We all need escapism. Especially as life gets challenging or stressful. But there is something beyond escapism that movies and television can offer, something easy to forget, ignore, overlook, and take for granted. Not just among audiences but among the countless filmmakers and craftspeople who work in the entertainment industry. 

What is that thing?


It connects to story at its deepest level. We tell stories to help show us the way. Metaphors to help build meaning our of the world and its events. We use characters as a guiding light, not a literal representation of things, but maybe a representation of the world as we wish it was. Of us as we wish we were. Or as we hope to maybe one day, in our finest moments... be. 

This is where superheroes come from. But the fascination with the genre has also become a fascination with darkness. Can you turn it upside down and make it gritty and raw? Yes. Turns out you can not only do that, but you can keep doing it over... and over... and over... 

But that's not what we are here for today. We are here to talk about that thing that can make stories transcend their medium and their time. 

What is that thing?

Well, Chadwick Boseman actually embodied it. His death, and, more than that, his life, serve as reminders of what can actually be done. It has nothing to do with cameras, shot choices, plot, editing, or any of the fundamental building blocks we study and consider in this field. It has to do with something deeper, more easily overlooked. More powerful. More eternal. 

In one word it could be called representation. But that's become a sterile social and political term that ignores the magical and transformative impact it can lend something as simple as a 2-hour motion picture. 

In reading Black Panther director Ryan Coogler's phenomenal tribute to Boseman you get an immediate sense of how impactful Boseman was, not just on the world but on the creation of this critical character. Their partnership will live on forever. 

I'm not the right person to speak to these ideas, and I can't relate to the impact Boseman, Coogler, and their work had on the culture. I am aware that what they did, and the impact it had, is one of the best things about stories and careers in storytelling. 

My little anecdote is a fragment of what their work meant, but it's the beginning of a way into answering this question. 

When I was very young, I came home upset having been teased at school for being Jewish. My father consoled me by telling me that Indiana Jones was played by a man who was Jewish (Harrison Ford is half Jewish.) He added that the man who directed the Indiana Jones movies (Steven Spielberg) was also Jewish. 

Now he could have picked a lot of Jewish actors, stars, writers or directors. But there was a good reason to pick Indiana Jones at that moment in time, whether my father knew it or not. Indiana Jones was a heroic figure in popular culture, in the mainstream. I could look to that hero and say "Oh, that thing I'm teased for... that is also in this person. I am not alone. I can still be heroic."

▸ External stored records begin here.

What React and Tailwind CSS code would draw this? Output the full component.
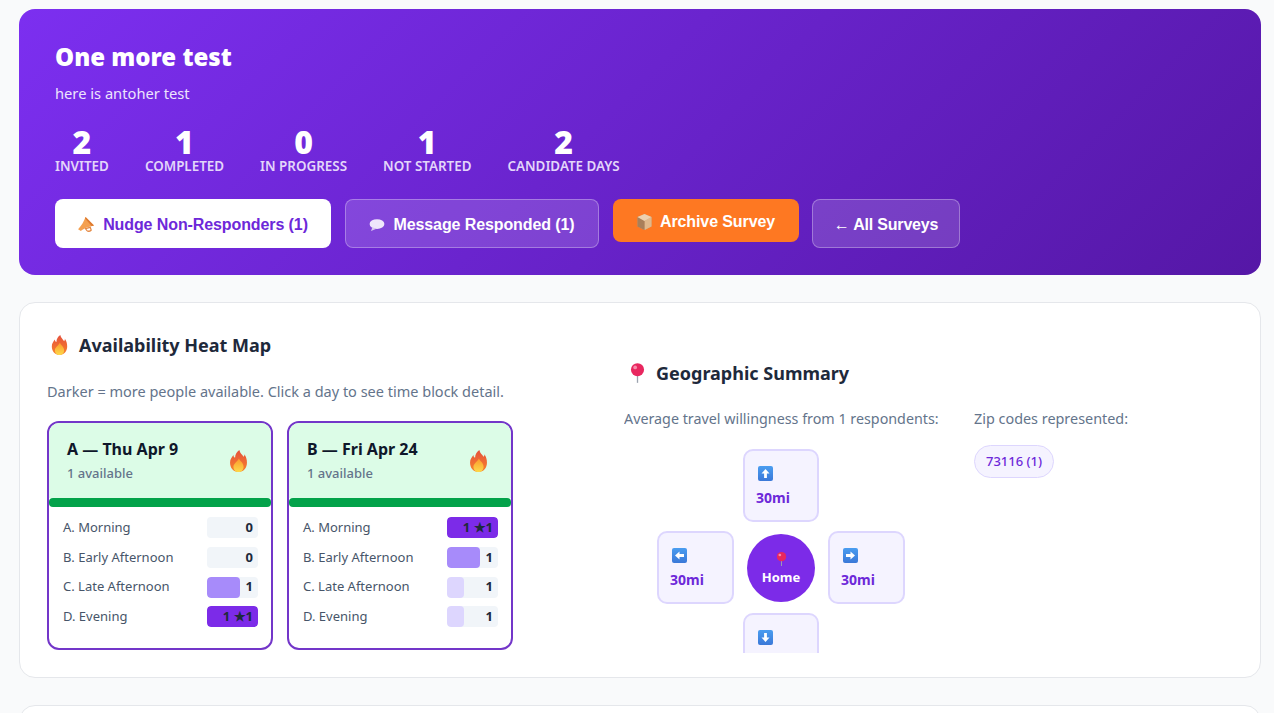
import React from 'react'

const BODY = "font-['Noto_Sans','Open_Sans',sans-serif]"

const stats = [
  ['2', 'Invited'],
  ['1', 'Completed'],
  ['0', 'In Progress'],
  ['1', 'Not Started'],
  ['2', 'Candidate Days'],
]

const days = [
  {
    title: 'A — Thu Apr 9',
    rows: [
      ['A. Morning', 0, '0'],
      ['B. Early Afternoon', 0, '0'],
      ['C. Late Afternoon', 65, '1'],
      ['D. Evening', 100, '1 ★1'],
    ],
  },
  {
    title: 'B — Fri Apr 24',
    rows: [
      ['A. Morning', 100, '1 ★1'],
      ['B. Early Afternoon', 65, '1'],
      ['C. Late Afternoon', 33, '1'],
      ['D. Evening', 33, '1'],
    ],
  },
]

function Fire({ className }) {
  return (
    <svg viewBox="0 0 20 26" className={className}>
      <defs>
        <linearGradient id="fireOuter" x1="0" y1="0" x2="0" y2="1">
          <stop offset="0" stopColor="#e5503c" />
          <stop offset="1" stopColor="#f8842c" />
        </linearGradient>
        <linearGradient id="fireInner" x1="0" y1="0" x2="0" y2="1">
          <stop offset="0" stopColor="#fb9a2c" />
          <stop offset="1" stopColor="#fdd94a" />
        </linearGradient>
      </defs>
      <path d="M11 0c1 4 3 5 5 8 1-1 1-2 1-3 2 3 3 6 3 10 0 6-4 11-10 11S0 21 0 15c0-4 2-6 4-9 0 2 1 3 2 3 0-4 2-7 5-9z" fill="url(#fireOuter)" />
      <path d="M10.500 10c1 3 5.500 5 5.500 10 0 3-2.500 6-6 6S4 23 4 20c0-4 4.500-6 6.500-10z" fill="url(#fireInner)" />
    </svg>
  )
}

function Pin({ className }) {
  return (
    <svg viewBox="0 0 16 21" className={className}>
      <rect x="7.300" y="11" width="1.400" height="10" fill="#9ca3af" />
      <circle cx="8" cy="7" r="7" fill="#e8275f" />
      <circle cx="5.500" cy="4.500" r="2" fill="#f98bab" />
    </svg>
  )
}

function Megaphone() {
  return (
    <svg viewBox="0 0 18 16" className="w-[17px] h-[15px] shrink-0">
      <path d="M0 13C4 9 6 5 8 0l9 9c-5 1-11 3-14 6z" fill="#f4a050" />
      <path d="M8 0l9 9-2.500.5L7.500 1.500z" fill="#dd7a30" />
      <path d="M8 12.500l5-1.500 1 3c-1 1.500-3.500 1.500-4.500.5z" fill="none" stroke="#e58a45" strokeWidth="1.400" />
    </svg>
  )
}

function Balloon() {
  return (
    <svg viewBox="0 0 17 13" className="w-[16px] h-[12px] shrink-0">
      <ellipse cx="8.500" cy="5.500" rx="8" ry="5.300" fill="#efe7fb" />
      <path d="M3.500 9L2 13l6-2.500z" fill="#d8c9f0" />
    </svg>
  )
}

function Box() {
  return (
    <svg viewBox="0 0 15 16" className="w-[15px] h-[16px] shrink-0">
      <path d="M7.500 0l7 3v9.500L7.500 16 .5 12.500V3z" fill="#c9986a" />
      <path d="M7.500 7l7-4v9.500L7.500 16z" fill="#e0b88c" />
      <path d="M7.500 7L.5 3v9.500L7.500 16z" fill="#a97f5a" />
      <path d="M7.500 0l7 3-7 4-7-4z" fill="#edd0ae" />
    </svg>
  )
}

function ArrowBox({ dir }) {
  const rotate = { up: 'rotate-0', right: 'rotate-90', down: 'rotate-180', left: '-rotate-90' }[dir]
  return (
    <span className="block ml-[2px] w-[15px] h-[15px] rounded-[2px] bg-gradient-to-b from-[#4a9df0] to-[#3b78d8]">
      <svg viewBox="0 0 15 15" className={`w-[15px] h-[15px] ${rotate}`}>
        <path d="M7.500 3l4 4.500H8.900V12H6.100V7.500H3.500z" fill="#ffffff" />
      </svg>
    </span>
  )
}

function DirBox({ dir, className }) {
  return (
    <div className={`h-[73px] rounded-[10px] border-2 border-[#ddd6fe] bg-[#f5f3ff] pl-[11px] pt-[15px] ${className}`}>
      <ArrowBox dir={dir} />
      <div className="mt-[7px] text-[14px] leading-[19px] font-bold text-[#6d28d9]">30mi</div>
    </div>
  )
}

function SlotRow({ label, pct, text }) {
  return (
    <div className="flex items-center justify-between h-[21px] mb-[8.8px]">
      <span className="text-[13px] text-[#475569]">{label}</span>
      <div className="relative w-[51px] h-[21px] rounded-[4px] bg-[#f1f5f9] overflow-hidden">
        <div
          className={`absolute inset-y-0 left-0 rounded-[4px] ${pct === 100 ? 'bg-[#7c2be8]' : pct === 65 ? 'bg-[#a78bfa]' : 'bg-[#ddd6fe]'}`}
          style={{ width: `${pct}%` }}
        />
        <div className="absolute inset-0 flex items-center justify-end pr-[5px] text-[13px] font-bold text-[#1e293b]">{text}</div>
      </div>
    </div>
  )
}

function DayCard({ day }) {
  return (
    <div className="w-[226px] h-[229px] rounded-[12px] border-2 border-[#7336c9] overflow-hidden">
      <div className="bg-[#dcfce7] h-[75px] pl-[18px] pr-[24px] flex items-center justify-between">
        <div>
          <div className="text-[16px] leading-[20px] font-bold text-[#0f172a] whitespace-nowrap">{day.title}</div>
          <div className="mt-[5px] text-[13px] leading-[18px] font-medium text-[#64748b]">1 available</div>
        </div>
        <Fire className="w-[17px] h-[22px]" />
      </div>
      <div className="h-[9px] bg-[#03a24a] rounded-[4px]" />
      <div className="pl-[14px] pr-[13px] pt-[10px]">
        {day.rows.map((r) => (
          <SlotRow key={r[0]} label={r[0]} pct={r[1]} text={r[2]} />
        ))}
      </div>
    </div>
  )
}

export default function App() {
  return (
    <div className={`${BODY} h-[713px] overflow-hidden bg-[#f9fafb] pt-[9px] px-[13px] pl-[19px]`}>
      <header className="rounded-[16px] bg-[linear-gradient(135deg,#7c2ff0,#5517a6)] h-[266px] px-[36px] pt-[33px] text-white">
        <h1 className="text-[24px] leading-[30px] font-black">One more test</h1>
        <p className="mt-[11px] text-[14.7px] leading-[20px] text-[#ede4fd]">here is antoher test</p>
        <div className="mt-[22px] flex gap-[36px]">
          {stats.map(([n, label]) => (
            <div key={label} className="flex flex-col items-center">
              <div className="text-[32px] leading-[33px] font-black">{n}</div>
              <div className="text-[13.4px] leading-[16px] font-semibold uppercase text-[#e3d6fa] whitespace-nowrap">{label}</div>
            </div>
          ))}
        </div>
        <div className="mt-[25px] flex items-start font-['Liberation_Sans',sans-serif] text-[16px] font-bold tracking-[-0.1px]">
          <button className="h-[49px] w-[276px] pt-[2px] rounded-[8px] bg-white text-[#6d28d9] flex items-center justify-center gap-[8px]">
            <Megaphone /> Nudge Non-Responders (1)
          </button>
          <button className="ml-[14px] h-[49px] w-[254px] pt-[2px] rounded-[8px] bg-white/15 border border-white/30 flex items-center justify-center gap-[8px]">
            <Balloon /> Message Responded (1)
          </button>
          <button className="ml-[14px] h-[43px] w-[186px] pt-[2px] rounded-[8px] bg-[#fe7822] flex items-center justify-center gap-[8px]">
            <Box /> Archive Survey
          </button>
          <button className="ml-[13px] h-[49px] w-[148px] pt-[2px] rounded-[8px] bg-white/15 border border-white/30 flex items-center justify-center tracking-[-0.2px]">
            ← All Surveys
          </button>
        </div>
      </header>

      <section className="mt-[27px] h-[376px] rounded-[16px] border border-[#e5e7eb] bg-white px-[27px] pt-[27px] grid grid-cols-[577px_1fr]">
        <div>
          <h2 className="flex items-center gap-[11px] text-[18px] leading-[30px] font-bold text-[#1e293b]">
            <Fire className="w-[17px] h-[20px] ml-[4px]" /> Availability Heat Map
          </h2>
          <p className="mt-[21px] text-[14.5px] leading-[20px] text-[#64748b] whitespace-nowrap">
            Darker = more people available. Click a day to see time block detail.
          </p>
          <div className="mt-[20px] flex gap-[14px]">
            {days.map((d) => (
              <DayCard key={d.title} day={d} />
            ))}
          </div>
        </div>

        <div>
          <h2 className="mt-[28px] flex items-center gap-[11px] text-[18px] leading-[30px] font-bold text-[#1e293b]">
            <Pin className="w-[15px] h-[20px] ml-[6px]" /> Geographic Summary
          </h2>
          <div className="mt-[21px] flex gap-[36px] h-[244px] overflow-hidden">
            <div className="w-[314px]">
              <p className="text-[14.3px] leading-[20px] text-[#64748b] whitespace-nowrap">
                Average travel willingness from 1 respondents:
              </p>
              <div className="mt-[20px] mx-auto w-[248px] grid grid-cols-[77px_76px_77px] gap-[9px]">
                <DirBox dir="up" className="col-start-2" />
                <DirBox dir="left" className="col-start-1" />
                <div className="self-center justify-self-center w-[68px] h-[68px] rounded-full bg-[#7c2be8] flex flex-col items-center pt-[18px] text-white">
                  <Pin className="w-[11px] h-[14px]" />
                  <div className="mt-[3px] text-[13px] leading-[16px] font-bold">Home</div>
                </div>
                <DirBox dir="right" />
                <DirBox dir="down" className="col-start-2" />
              </div>
            </div>
            <div>
              <p className="text-[14.4px] leading-[20px] text-[#64748b]">Zip codes represented:</p>
              <span className="mt-[16px] inline-block h-[33px] rounded-full border border-[#ddd6fe] bg-[#f5f3ff] px-[11px] text-[13px] leading-[31px] font-medium text-[#6d28d9]">
                73116 (1)
              </span>
            </div>
          </div>
        </div>
      </section>

      <section className="mt-[27px] h-[60px] rounded-[16px] border border-[#e5e7eb] bg-white" />
    </div>
  )
}
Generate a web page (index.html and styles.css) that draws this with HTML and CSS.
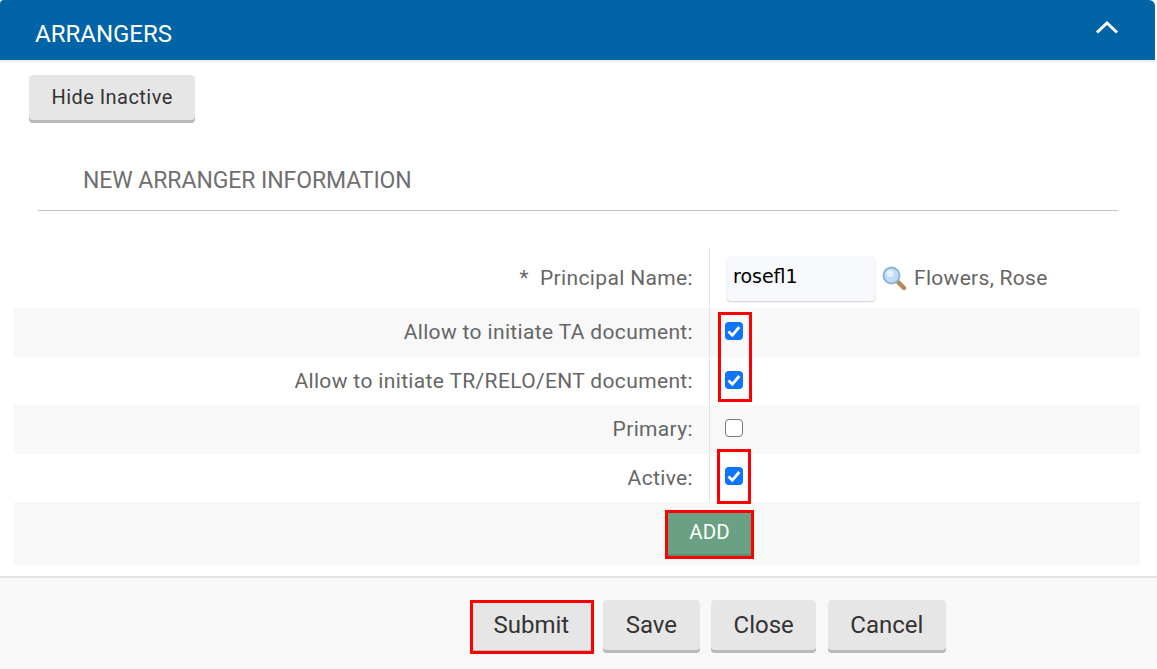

The idea of a hero is core to this. Heroes are a part of our earliest stories. Not all stories are about heroes, but the ones that are speak to us across culture and across age. And they do it in a very important way. 

Enter Black Panther.

I can only fathom a slim fraction of what it finally meantFINALLYfor African American boys to look to the mainstream culture and see—for the first timea hero like the Black Panther. I can only barely fathom what it was like for black men to point to Boseman, and the character he played, and finally be able to say to their kids, "See, look?" 

 

My father and I had our pick. Not just of Jewish filmmakers and actors, but heroes played by them. It was an easy problem to solve. For black men for generations, it has been an impossible one. To say nothing of black women, for whom it is STILL hard, as well as countless other poorly represented people of color and different genders in mainstream culture. 

Even when you go back and look at the groundbreaking nature of the original Star Trek, which showed people of color as coworkers and equals in a utopian society, the key heroes were white men (also played by Jewish actors going back to my earlier point.) 

Again, we've had it easy. It's important not just to have stories from within your culture, but examples within the mainstream culture. 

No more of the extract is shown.